-- BEGIN RECORDS FOR PROCESSING --
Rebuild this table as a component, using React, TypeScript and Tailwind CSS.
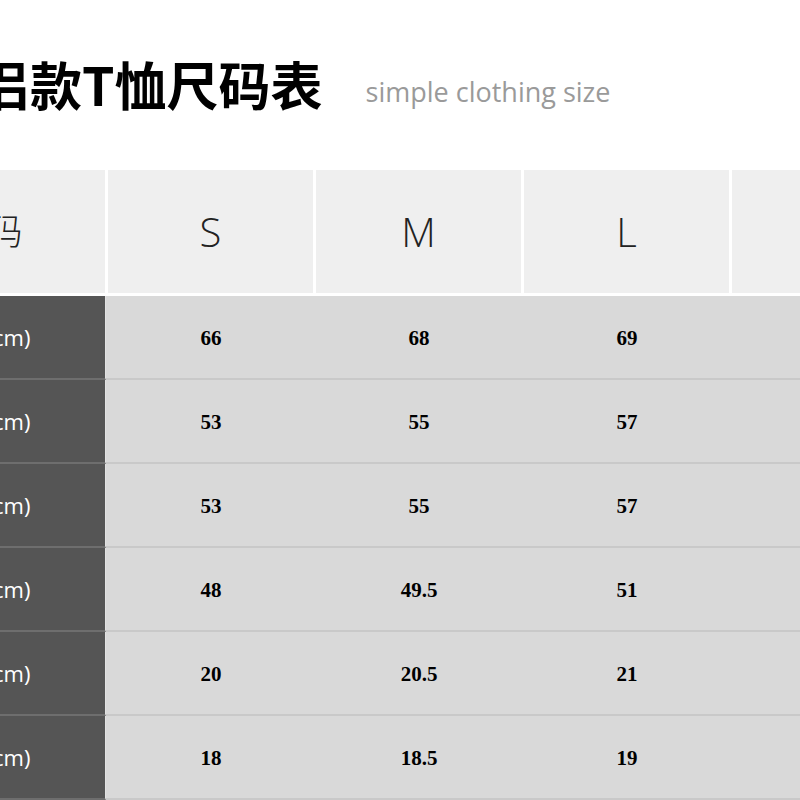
import React from 'react';

const sizes = ['S', 'M', 'L', 'XL'];

const rows: [string, string[]][] = [
  ['衣长(cm)', ['66', '68', '69', '71']],
  ['胸围(cm)', ['53', '55', '57', '59']],
  ['下摆(cm)', ['53', '55', '57', '59']],
  ['肩宽(cm)', ['48', '49.5', '51', '52.5']],
  ['袖长(cm)', ['20', '20.5', '21', '21.5']],
  ['袖口(cm)', ['18', '18.5', '19', '19.5']],
];

const sans = "font-['Open_Sans','Noto_Sans_CJK_SC',sans-serif]";

export default function App() {
  return (
    <div className="w-[800px] h-[800px] overflow-hidden bg-white">
      <div className="ml-[-132px] w-[1100px]">
        {/* Title */}
        <div className="h-[170px] pt-[52px] pl-[58px] flex items-baseline">
          <h1 className="text-[52px] leading-[64px] font-bold text-black font-['Noto_Sans_CJK_SC',sans-serif]">
            情侣款T恤尺码表
          </h1>
          <span className={`ml-[43px] relative top-[-4px] text-[27px] text-[#9a9a9a] ${sans}`}>simple clothing size</span>
        </div>

        {/* Header row */}
        <div className="flex gap-[3px] h-[123px]">
          <div className={`w-[237px] shrink-0 bg-[#efefef] flex items-center justify-center text-[36px] font-light text-[#222] ${sans}`}>
            尺码
          </div>
          {sizes.map((s) => (
            <div
              key={s}
              className={`w-[205px] shrink-0 bg-[#efefef] flex items-center justify-center text-[40px] font-light text-[#222] ${sans}`}
            >
              {s}
            </div>
          ))}
        </div>

        {/* Body */}
        <div className="mt-[3px]">
          {rows.map(([label, vals]) => (
            <div key={label} className="flex h-[84px]">
              <div className={`w-[238px] shrink-0 bg-[#555555] border-b-2 border-[#6e6e6e] border-r border-r-[#e2e2e2] flex items-center justify-center text-white text-[22px] ${sans}`}>
                {label}
              </div>
              {vals.map((v, i) => (
                <div
                  key={i}
                  className="w-[208px] shrink-0 bg-[#d9d9d9] border-b-2 border-[#c9c9c9] flex items-center justify-center pl-[2px] pt-[3px] text-[21px] font-bold text-black font-['Liberation_Serif',serif]"
                >
                  {v}
                </div>
              ))}
            </div>
          ))}
        </div>
      </div>
    </div>
  );
}
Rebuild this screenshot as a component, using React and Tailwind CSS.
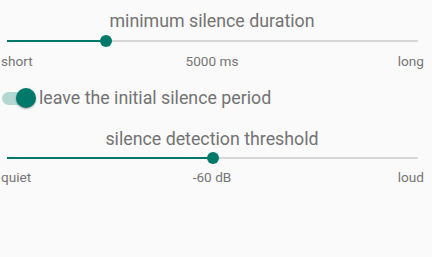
import React from "react";

const teal = "bg-[#00796b]";

// simple material-ish slider, value is 0..1
const Slider = ({ value, height }) => {
  return (
    <div className={`relative ml-[7px] mr-[6px] flex items-center ${height}`}>
      <div className="h-[2px] w-full bg-[#d7d7d7]" />
      <div
        className={`absolute left-0 h-[2px] ${teal}`}
        style={{ width: `${value * 100}%` }}
      />
      <div
        className={`absolute h-[12px] w-[12px] -translate-x-1/2 rounded-full ${teal}`}
        style={{ left: `${value * 100}%` }}
      />
    </div>
  );
};

const Labels = ({ left, mid, right }) => (
  <div className="mt-[4px] grid grid-cols-3 text-[13.6px] leading-[16px] text-[#757575]">
    <span className="pl-[1px]">{left}</span>
    <span className="text-center">{mid}</span>
    <span className="text-right">{right}</span>
  </div>
);

const Title = ({ children, className = "" }) => (
  <div className={`text-center text-[17.8px] leading-[24px] text-[#737373] ${className}`}>
    {children}
  </div>
);

export default function App() {
  return (
    <div
      className="h-[257px] w-[432px] bg-[#fafafa] pr-2"
      style={{ fontFamily: "Roboto, 'Liberation Sans', sans-serif" }}
    >
      <Title className="pt-[9px]">minimum silence duration</Title>
      <Slider value={0.24} height="h-4" />
      <Labels left="short" mid="5000 ms" right="long" />

      <div className="mt-[17px] flex h-[24px] items-center">
        <div className="relative ml-[2px] flex h-[20px] w-[34px] items-center">
          <div className="h-[13px] w-[31px] rounded-full bg-[#b2d8d4]" />
          <div
            className={`absolute right-0 h-[20px] w-[20px] rounded-full ${teal} shadow-[0_1px_2px_rgba(0,0,0,0.35)]`}
          />
        </div>
        <span className="ml-[3px] text-[17.8px] leading-[24px] text-[#737373]">
          leave the initial silence period
        </span>
      </div>

      <Title className="mt-[17px]">silence detection threshold</Title>
      <Slider value={0.5} height="h-[14px]" />
      <Labels left="quiet" mid="-60 dB" right="loud" />
    </div>
  );
}
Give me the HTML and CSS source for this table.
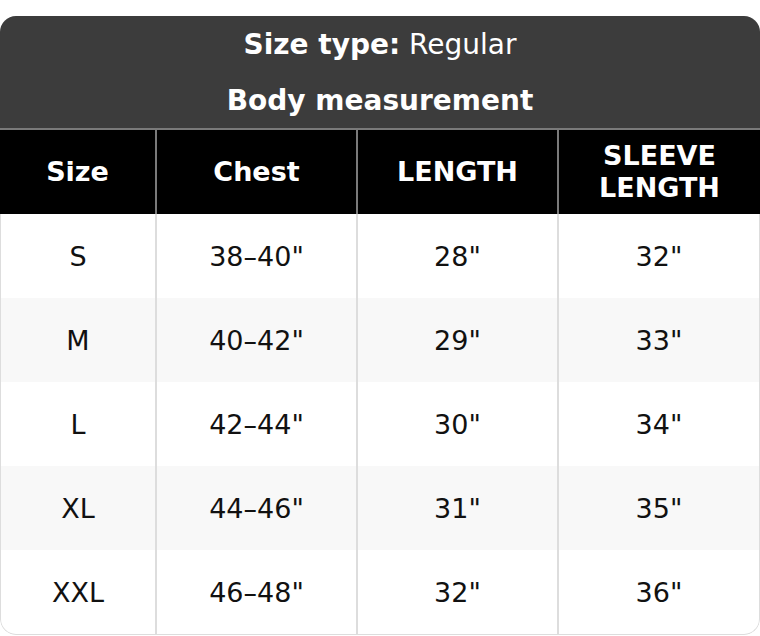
FILE: index.html
```html
<!DOCTYPE html>
<html>
<head>
<meta charset="utf-8">
<link rel="stylesheet" href="styles.css">
</head>
<body>
<div class="card">
  <div class="title">
    <div class="title-line"><b>Size type:</b>&nbsp;Regular</div>
    <div class="title-line"><b>Body measurement</b></div>
  </div>
  <div class="grid head">
    <div class="cell">Size</div>
    <div class="cell">Chest</div>
    <div class="cell">LENGTH</div>
    <div class="cell">SLEEVE<br>LENGTH</div>
  </div>
  <div class="body">
    <div class="grid row">
      <div class="cell">S</div><div class="cell">38–40"</div><div class="cell">28"</div><div class="cell">32"</div>
    </div>
    <div class="grid row alt">
      <div class="cell">M</div><div class="cell">40–42"</div><div class="cell">29"</div><div class="cell">33"</div>
    </div>
    <div class="grid row">
      <div class="cell">L</div><div class="cell">42–44"</div><div class="cell">30"</div><div class="cell">34"</div>
    </div>
    <div class="grid row alt">
      <div class="cell">XL</div><div class="cell">44–46"</div><div class="cell">31"</div><div class="cell">35"</div>
    </div>
    <div class="grid row">
      <div class="cell">XXL</div><div class="cell">46–48"</div><div class="cell">32"</div><div class="cell">36"</div>
    </div>
  </div>
</div>
</body>
</html>
```
FILE: styles.css
```css
html, body {
  margin: 0;
  padding: 0;
  background: #ffffff;
}
body {
  padding-top: 16px;
  font-family: "DejaVu Sans", Verdana, sans-serif;
  font-size: 27px;
}
.card {
  width: 760px;
  border-radius: 16px;
  overflow: hidden;
  background: #ffffff;
}
.title {
  background: #3c3c3c;
  color: #ffffff;
  border-bottom: 2px solid #7a7a7a;
  font-size: 28px;
}
.title-line {
  height: 56px;
  display: flex;
  align-items: center;
  justify-content: center;
  white-space: pre;
}
.title-line b {
  font-weight: bold;
}
.grid {
  display: grid;
  grid-template-columns: 155px 201px 201px 1fr;
}
.cell {
  display: flex;
  align-items: center;
  justify-content: center;
  text-align: center;
  box-sizing: border-box;
}
.grid .cell + .cell {
  border-left: 2px solid #dddddd;
}
.head {
  background: #000000;
  color: #ffffff;
  font-weight: bold;
  height: 84px;
  line-height: 1.2;
}
.head .cell + .cell {
  border-left-color: #7a7a7a;
}
.body {
  border: 1px solid #dddddd;
  border-top: none;
  border-radius: 0 0 16px 16px;
  color: #111111;
}
.row {
  height: 84px;
  grid-template-columns: 154px 201px 201px 1fr;
}
.alt {
  background: #f8f8f8;
}
```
-- END RECORDS FOR PROCESSING --
_STATED PROBLEM:_
Write down the number of lines where the word "using" appears, and nothing further.

_WRITTEN SOLUTION:_
2